> Your goal
Determine how many lines of this material contain "index". Give only the number.

> Recorded information
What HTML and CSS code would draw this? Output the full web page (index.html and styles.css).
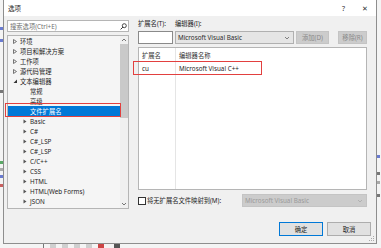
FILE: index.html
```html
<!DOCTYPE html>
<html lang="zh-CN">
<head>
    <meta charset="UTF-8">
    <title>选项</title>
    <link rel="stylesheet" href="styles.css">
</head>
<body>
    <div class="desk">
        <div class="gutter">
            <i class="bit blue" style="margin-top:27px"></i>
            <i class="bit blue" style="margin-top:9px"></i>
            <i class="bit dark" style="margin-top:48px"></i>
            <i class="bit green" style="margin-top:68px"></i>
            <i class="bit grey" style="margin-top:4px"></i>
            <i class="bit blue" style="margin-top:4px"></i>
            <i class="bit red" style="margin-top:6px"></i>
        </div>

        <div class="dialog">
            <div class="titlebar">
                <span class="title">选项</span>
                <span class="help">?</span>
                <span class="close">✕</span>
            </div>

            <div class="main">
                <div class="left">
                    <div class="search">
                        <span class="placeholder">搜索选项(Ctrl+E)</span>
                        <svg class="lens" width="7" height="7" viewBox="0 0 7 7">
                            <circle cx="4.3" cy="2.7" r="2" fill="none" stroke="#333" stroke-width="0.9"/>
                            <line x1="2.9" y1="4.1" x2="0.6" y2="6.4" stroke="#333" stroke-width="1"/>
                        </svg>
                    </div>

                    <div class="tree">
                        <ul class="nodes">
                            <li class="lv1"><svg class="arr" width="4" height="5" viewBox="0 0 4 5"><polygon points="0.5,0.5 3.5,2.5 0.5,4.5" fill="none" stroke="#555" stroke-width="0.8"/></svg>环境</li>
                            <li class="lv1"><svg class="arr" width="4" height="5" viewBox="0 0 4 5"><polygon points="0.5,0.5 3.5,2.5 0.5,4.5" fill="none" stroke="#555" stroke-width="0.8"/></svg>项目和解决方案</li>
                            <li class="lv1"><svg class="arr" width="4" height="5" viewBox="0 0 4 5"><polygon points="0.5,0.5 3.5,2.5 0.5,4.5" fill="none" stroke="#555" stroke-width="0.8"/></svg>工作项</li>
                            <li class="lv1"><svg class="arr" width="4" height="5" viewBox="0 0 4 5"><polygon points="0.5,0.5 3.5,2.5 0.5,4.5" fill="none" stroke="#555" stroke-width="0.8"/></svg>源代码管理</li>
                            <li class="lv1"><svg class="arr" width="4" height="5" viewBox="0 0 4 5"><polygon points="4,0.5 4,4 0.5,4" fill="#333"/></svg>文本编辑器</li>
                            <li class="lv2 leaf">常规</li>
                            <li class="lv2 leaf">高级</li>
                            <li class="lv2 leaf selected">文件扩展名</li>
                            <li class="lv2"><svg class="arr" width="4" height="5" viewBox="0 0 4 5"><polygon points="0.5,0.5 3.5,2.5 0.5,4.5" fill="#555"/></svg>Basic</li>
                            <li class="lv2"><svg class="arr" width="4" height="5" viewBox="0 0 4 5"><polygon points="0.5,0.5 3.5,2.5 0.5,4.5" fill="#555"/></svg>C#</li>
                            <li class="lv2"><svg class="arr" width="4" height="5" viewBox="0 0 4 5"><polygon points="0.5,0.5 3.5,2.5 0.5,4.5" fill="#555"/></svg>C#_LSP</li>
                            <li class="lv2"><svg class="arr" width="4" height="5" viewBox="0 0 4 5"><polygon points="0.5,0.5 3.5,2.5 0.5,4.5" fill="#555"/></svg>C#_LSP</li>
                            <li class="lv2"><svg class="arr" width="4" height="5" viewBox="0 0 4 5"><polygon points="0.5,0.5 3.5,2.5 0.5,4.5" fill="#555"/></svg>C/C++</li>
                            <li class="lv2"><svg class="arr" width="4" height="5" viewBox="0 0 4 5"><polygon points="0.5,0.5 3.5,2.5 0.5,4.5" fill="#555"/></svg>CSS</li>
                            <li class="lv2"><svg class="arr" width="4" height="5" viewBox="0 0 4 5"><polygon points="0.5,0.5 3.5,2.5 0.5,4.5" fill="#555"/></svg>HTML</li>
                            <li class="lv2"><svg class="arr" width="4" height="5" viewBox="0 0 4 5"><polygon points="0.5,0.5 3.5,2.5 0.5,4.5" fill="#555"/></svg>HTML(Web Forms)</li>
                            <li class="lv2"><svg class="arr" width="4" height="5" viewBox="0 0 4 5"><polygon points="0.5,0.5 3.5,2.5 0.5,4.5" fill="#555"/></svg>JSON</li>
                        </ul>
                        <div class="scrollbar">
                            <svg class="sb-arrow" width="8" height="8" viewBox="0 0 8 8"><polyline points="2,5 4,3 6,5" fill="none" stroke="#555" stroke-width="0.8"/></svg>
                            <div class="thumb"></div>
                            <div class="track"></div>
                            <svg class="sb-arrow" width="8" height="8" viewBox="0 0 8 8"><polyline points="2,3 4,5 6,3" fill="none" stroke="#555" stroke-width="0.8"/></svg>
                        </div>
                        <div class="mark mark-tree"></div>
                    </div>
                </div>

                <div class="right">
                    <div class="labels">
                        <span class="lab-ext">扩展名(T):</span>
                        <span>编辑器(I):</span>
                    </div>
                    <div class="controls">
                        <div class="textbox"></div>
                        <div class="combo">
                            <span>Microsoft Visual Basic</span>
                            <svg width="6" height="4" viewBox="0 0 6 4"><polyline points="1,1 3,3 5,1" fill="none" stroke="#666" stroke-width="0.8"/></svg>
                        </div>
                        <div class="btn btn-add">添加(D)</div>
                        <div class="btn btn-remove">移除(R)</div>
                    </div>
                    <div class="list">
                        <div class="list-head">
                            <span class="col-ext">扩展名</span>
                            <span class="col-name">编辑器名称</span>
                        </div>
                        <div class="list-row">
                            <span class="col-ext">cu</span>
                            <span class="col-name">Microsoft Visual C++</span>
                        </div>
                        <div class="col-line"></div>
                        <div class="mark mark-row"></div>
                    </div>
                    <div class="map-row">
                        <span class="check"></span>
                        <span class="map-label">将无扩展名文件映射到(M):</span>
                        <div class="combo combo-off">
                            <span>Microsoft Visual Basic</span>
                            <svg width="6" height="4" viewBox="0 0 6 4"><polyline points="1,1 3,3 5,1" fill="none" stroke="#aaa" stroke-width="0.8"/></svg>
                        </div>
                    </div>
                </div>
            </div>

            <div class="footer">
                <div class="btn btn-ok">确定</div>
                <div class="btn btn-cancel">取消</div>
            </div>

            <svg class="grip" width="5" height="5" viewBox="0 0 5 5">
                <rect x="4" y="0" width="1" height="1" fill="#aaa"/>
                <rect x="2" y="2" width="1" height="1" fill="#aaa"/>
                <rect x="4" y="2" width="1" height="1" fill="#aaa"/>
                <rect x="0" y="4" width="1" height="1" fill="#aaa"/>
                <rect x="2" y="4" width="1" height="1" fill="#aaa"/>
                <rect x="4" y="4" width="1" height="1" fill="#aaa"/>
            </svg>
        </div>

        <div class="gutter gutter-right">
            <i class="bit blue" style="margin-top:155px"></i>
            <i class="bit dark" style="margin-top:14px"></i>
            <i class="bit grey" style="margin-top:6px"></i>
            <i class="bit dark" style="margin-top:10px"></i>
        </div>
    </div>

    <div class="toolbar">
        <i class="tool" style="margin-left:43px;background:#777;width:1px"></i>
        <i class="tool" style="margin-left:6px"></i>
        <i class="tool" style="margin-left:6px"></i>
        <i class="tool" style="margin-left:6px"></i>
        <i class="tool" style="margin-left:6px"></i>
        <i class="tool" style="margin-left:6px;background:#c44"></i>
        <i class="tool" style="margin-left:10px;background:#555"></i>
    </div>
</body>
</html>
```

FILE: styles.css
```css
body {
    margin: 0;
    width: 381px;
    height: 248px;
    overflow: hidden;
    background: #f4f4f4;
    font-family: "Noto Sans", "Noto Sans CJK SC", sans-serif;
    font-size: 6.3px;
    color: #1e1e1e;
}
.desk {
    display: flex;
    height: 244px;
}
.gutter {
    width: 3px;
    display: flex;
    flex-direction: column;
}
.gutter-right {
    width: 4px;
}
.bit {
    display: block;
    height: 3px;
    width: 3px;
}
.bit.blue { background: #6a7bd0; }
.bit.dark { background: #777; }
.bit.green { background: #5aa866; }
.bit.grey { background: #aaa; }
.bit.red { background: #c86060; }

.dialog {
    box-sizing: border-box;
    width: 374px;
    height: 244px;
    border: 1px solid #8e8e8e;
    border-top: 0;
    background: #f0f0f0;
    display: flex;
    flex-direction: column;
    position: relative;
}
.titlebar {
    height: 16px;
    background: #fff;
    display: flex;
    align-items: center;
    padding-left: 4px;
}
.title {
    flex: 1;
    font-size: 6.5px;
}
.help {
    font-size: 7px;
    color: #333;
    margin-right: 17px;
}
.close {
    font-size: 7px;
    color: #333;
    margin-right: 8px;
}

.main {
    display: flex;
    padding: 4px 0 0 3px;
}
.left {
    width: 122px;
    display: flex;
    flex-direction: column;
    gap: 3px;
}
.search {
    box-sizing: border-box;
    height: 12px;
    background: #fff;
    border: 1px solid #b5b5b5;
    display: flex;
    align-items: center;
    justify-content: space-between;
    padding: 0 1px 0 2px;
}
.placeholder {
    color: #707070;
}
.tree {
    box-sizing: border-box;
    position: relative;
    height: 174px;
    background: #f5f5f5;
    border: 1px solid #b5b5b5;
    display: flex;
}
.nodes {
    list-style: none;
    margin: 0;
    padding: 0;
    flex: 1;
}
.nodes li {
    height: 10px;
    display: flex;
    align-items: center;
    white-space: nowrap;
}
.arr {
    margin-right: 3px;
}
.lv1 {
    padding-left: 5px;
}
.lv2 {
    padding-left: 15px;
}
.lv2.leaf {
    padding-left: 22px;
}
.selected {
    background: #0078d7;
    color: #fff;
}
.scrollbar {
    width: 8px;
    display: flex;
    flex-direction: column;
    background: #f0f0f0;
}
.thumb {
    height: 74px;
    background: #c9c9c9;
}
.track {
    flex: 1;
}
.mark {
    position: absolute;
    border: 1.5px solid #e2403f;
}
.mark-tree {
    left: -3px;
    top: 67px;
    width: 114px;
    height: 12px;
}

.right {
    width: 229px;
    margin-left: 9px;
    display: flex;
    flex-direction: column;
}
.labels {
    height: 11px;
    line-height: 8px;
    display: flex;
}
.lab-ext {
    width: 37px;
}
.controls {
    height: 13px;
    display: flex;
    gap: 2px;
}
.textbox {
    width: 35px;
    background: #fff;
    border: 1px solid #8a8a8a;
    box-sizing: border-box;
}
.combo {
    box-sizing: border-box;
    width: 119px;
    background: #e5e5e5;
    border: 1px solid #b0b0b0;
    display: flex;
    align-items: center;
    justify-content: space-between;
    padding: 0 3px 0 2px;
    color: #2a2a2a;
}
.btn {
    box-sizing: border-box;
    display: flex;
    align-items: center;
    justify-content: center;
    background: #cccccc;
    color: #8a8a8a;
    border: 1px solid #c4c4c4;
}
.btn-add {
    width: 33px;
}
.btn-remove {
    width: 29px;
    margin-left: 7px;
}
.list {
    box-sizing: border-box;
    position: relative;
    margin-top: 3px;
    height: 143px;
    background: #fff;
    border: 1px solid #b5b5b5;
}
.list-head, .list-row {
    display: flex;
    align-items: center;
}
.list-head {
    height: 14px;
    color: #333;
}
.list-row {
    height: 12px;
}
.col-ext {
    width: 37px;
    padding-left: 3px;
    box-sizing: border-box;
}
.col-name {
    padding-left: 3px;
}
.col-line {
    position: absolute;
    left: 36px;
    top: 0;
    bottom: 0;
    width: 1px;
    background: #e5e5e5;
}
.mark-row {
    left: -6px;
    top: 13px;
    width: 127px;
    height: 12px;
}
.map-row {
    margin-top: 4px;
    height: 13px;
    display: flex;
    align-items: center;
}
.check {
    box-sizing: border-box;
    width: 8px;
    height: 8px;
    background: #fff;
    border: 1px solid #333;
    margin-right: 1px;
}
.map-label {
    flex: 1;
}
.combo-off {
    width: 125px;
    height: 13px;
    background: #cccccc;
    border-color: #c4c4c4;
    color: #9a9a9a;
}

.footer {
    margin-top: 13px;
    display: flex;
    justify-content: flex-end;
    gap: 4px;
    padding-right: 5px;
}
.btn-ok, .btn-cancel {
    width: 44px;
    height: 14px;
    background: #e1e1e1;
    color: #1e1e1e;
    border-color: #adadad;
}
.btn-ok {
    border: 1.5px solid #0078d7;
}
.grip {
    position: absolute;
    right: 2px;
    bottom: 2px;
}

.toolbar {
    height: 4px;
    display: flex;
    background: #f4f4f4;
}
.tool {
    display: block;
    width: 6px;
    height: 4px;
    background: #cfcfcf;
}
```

> Solution
2